Inflazione, tassa occulta da 10 miliardi sui conti

L’assenza di alternative sicure spinge a tenere 1.400 miliardi sui c/c e i rendimenti sono a zero o poco sopra

I risparmiatori italiani continuano a navigare in una mare di liquidità. Gli ultimi dati di Bankitalia evidenziano a fine 2018 uno stock di quasi 1.400 miliardi di euro tra conti correnti, depositi e biglietti. Dal 2008, data simbolo della grande crisi, la massa di liquidità è aumentata di circa 300 miliardi.

Il fattore distintivo dell’ultimo decennio è stato il massiccio intervento delle banche centrali con i tassi spinti a zero. Questo ha determinato rendimenti nulli anche per i conti correnti. Oggi nell’area euro il tasso di riferimento Bce resta ancorato a zero.

La massiccia esposizione alla liquidità espone a rischi palesi (le regole sul bail in per chi ha oltre 100mila euro) e rischi occulti come l’inflazione.

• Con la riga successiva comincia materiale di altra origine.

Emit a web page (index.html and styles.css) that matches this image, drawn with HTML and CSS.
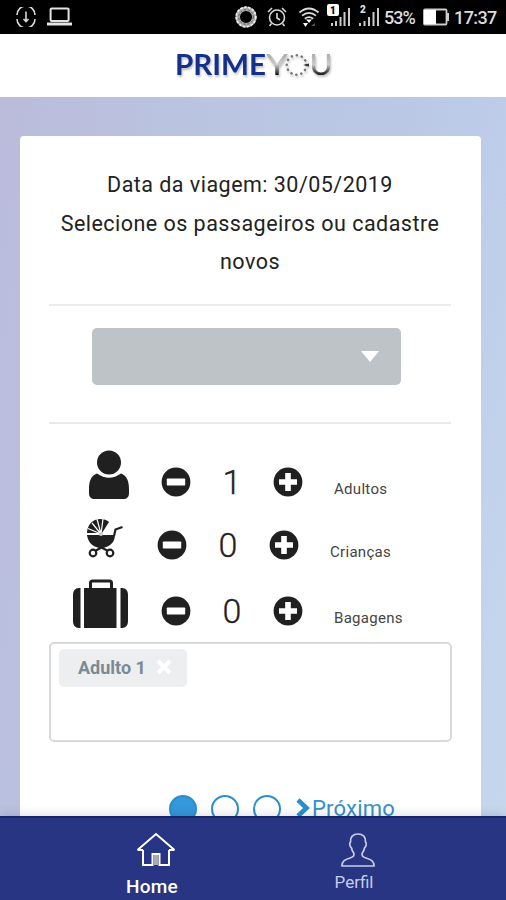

L’inflazione continua a lavorare in silenzio e nel 2018 è stata in media poco sopra l’1%, inferiore alla media dell’area euro. Questo non impedisce che, in assenza di rendimenti, l’inflazione di fatto abbia “bruciato” almeno 10 miliardi di euro. Un costo implicito che impone comunque di valutare strategie alternative, almeno per una parte della liquidità non necessaria, ponderando i rischi. L’obiettivo è quello di puntare su asset “sicuri” a bassa volatilità che possano evitare perdite durante la vita dell’investimento, per poter essere ritirate in qualsiasi momento.

Non bisogna dimenticare inoltre anche il basso livello di educazione finanziaria, dove il nostro Paese è presente in fondo alle classifiche internazionali. Questo non agevola a trovare soluzioni alternative come i piani di accumulo su asset class con un profilo di rischio/rendimento più elevato. Spesso è difficile spingere verso altre soluzioni persone che sono tradizionalmente legate alla liquidità e percepiscono le asset class di investimento solo come rischio.